(Prompt): In the listing below, pick out lines with "Convert".
>> BEGIN Data for this task
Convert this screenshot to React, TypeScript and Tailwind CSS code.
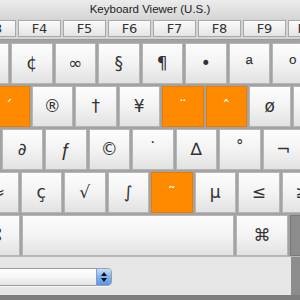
>> END Data for this task
>> BEGIN Data for this task
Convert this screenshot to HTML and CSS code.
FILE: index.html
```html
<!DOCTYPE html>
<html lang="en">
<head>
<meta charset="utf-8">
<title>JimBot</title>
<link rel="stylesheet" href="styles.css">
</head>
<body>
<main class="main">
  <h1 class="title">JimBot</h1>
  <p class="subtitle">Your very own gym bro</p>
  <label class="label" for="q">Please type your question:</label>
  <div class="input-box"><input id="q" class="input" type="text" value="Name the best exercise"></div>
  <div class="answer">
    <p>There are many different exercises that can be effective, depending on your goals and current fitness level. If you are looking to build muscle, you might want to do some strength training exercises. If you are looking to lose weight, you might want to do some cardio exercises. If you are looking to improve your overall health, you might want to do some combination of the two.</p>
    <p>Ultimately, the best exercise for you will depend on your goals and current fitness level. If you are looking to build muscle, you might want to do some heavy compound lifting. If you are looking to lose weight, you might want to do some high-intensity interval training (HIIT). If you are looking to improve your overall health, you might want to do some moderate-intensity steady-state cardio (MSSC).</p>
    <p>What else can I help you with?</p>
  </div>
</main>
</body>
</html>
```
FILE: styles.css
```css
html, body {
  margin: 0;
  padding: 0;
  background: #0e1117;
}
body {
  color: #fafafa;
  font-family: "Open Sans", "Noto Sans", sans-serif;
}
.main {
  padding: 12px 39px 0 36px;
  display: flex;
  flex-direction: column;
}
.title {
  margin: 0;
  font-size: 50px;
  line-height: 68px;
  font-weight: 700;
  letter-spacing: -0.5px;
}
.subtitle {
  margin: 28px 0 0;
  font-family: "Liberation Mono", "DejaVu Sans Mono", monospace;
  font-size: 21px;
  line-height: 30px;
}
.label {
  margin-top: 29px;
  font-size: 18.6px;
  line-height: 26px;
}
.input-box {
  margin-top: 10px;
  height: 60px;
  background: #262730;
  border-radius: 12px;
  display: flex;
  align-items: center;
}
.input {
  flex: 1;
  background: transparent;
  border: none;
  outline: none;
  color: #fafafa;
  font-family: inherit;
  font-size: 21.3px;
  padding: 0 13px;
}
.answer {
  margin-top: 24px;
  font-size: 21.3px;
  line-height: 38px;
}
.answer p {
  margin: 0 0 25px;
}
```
>> END Data for this task
(The output):
Convert this screenshot to React, TypeScript and Tailwind CSS code.
Convert this screenshot to HTML and CSS code.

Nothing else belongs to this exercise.